Provided entries —
## start

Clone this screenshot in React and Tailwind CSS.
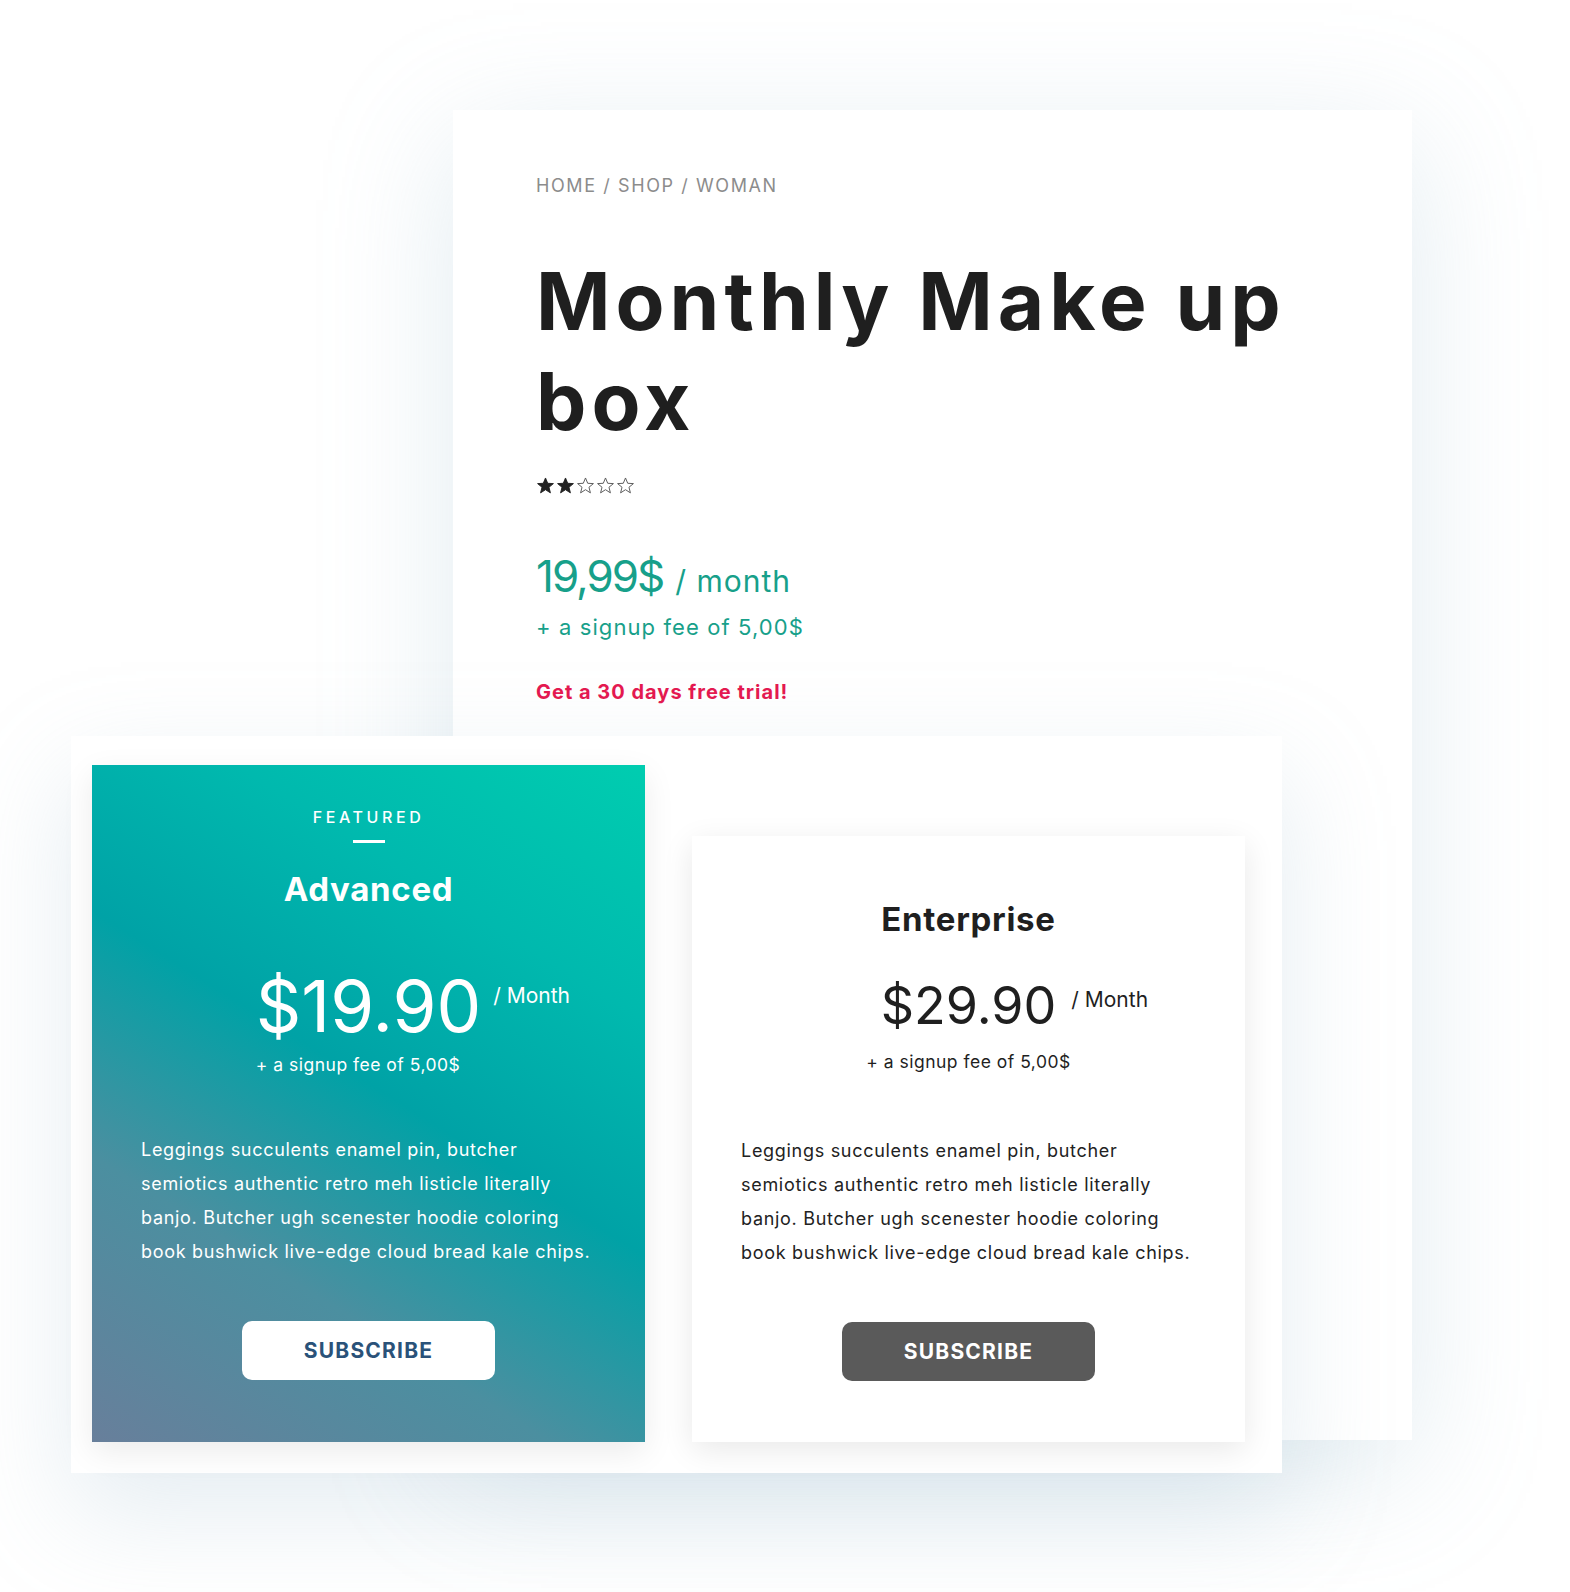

## end
## start

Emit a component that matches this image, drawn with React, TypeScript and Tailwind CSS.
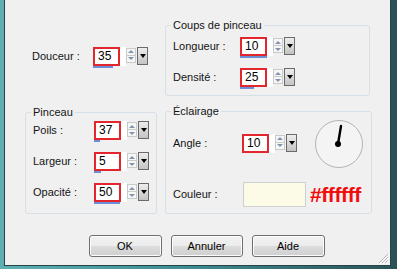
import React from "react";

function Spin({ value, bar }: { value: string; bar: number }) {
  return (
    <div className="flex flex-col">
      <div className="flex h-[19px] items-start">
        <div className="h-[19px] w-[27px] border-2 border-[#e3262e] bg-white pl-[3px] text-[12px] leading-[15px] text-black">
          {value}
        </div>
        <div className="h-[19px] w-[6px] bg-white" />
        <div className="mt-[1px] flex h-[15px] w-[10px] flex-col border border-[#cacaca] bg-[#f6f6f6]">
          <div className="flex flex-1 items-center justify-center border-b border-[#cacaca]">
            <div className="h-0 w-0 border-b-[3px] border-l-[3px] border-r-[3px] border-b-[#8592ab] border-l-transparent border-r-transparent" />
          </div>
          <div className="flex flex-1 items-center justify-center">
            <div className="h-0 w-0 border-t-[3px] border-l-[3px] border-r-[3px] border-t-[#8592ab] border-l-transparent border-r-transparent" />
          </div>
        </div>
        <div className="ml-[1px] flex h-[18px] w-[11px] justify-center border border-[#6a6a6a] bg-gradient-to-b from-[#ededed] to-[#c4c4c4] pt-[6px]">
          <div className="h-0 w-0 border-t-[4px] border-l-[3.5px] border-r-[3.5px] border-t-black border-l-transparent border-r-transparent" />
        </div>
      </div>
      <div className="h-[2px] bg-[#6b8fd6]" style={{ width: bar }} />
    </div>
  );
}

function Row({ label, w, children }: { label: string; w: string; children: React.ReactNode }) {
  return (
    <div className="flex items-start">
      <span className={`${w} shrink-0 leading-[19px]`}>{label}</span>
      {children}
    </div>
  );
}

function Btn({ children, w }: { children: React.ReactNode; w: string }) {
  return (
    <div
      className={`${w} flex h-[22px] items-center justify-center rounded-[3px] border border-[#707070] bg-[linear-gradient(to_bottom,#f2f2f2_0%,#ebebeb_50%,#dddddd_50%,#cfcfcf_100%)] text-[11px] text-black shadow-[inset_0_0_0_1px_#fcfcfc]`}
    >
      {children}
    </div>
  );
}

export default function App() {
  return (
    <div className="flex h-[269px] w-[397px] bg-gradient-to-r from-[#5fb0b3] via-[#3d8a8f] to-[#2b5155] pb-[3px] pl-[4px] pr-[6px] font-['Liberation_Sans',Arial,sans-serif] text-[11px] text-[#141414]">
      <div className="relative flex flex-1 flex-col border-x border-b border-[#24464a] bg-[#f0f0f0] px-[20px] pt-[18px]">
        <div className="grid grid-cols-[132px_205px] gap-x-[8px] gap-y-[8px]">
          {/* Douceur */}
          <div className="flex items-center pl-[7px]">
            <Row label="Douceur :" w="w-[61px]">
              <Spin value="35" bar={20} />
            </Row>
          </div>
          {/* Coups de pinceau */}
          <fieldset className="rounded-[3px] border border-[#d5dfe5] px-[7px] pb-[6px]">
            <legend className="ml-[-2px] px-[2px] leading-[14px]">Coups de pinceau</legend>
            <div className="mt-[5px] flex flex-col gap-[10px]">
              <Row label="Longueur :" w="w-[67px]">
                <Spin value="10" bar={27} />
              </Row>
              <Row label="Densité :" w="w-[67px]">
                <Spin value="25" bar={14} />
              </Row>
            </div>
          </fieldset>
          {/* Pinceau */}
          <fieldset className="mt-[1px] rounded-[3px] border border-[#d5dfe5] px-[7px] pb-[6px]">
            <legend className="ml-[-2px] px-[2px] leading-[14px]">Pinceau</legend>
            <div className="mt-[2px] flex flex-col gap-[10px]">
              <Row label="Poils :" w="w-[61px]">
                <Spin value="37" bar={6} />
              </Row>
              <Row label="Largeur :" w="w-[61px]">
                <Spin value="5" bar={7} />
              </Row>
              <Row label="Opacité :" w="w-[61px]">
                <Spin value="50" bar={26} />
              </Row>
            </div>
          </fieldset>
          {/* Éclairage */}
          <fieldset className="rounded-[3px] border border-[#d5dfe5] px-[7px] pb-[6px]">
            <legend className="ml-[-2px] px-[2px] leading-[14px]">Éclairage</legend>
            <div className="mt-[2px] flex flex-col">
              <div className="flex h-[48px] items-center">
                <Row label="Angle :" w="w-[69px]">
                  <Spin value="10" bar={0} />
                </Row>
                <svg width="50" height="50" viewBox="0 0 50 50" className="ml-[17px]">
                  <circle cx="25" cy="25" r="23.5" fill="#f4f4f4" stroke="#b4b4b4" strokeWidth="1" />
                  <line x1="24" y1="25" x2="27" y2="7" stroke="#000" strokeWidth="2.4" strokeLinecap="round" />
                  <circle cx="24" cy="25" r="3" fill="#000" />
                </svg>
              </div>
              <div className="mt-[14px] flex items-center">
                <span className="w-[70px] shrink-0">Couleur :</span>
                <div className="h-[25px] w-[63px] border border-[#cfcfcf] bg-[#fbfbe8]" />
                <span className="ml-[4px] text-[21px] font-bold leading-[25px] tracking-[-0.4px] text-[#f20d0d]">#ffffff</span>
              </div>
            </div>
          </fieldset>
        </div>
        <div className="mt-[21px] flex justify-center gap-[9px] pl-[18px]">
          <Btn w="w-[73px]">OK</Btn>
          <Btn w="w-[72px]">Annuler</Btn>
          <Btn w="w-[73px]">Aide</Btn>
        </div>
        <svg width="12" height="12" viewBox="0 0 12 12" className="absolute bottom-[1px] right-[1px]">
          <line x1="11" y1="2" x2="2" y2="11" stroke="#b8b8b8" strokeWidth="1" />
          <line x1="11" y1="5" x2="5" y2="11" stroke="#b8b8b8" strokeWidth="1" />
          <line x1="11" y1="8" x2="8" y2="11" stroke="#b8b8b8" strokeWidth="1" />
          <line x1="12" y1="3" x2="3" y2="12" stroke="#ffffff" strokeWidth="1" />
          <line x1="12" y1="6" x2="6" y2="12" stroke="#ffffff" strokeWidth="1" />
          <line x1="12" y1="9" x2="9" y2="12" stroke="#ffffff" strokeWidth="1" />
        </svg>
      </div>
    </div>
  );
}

## end

Description of the task —
What lines above run from the one with "Emit a component" to the one with "import React from"? Give them again exactly, ends included, and leave the pictures out.

Correct answer —
Emit a component that matches this image, drawn with React, TypeScript and Tailwind CSS.
import React from "react";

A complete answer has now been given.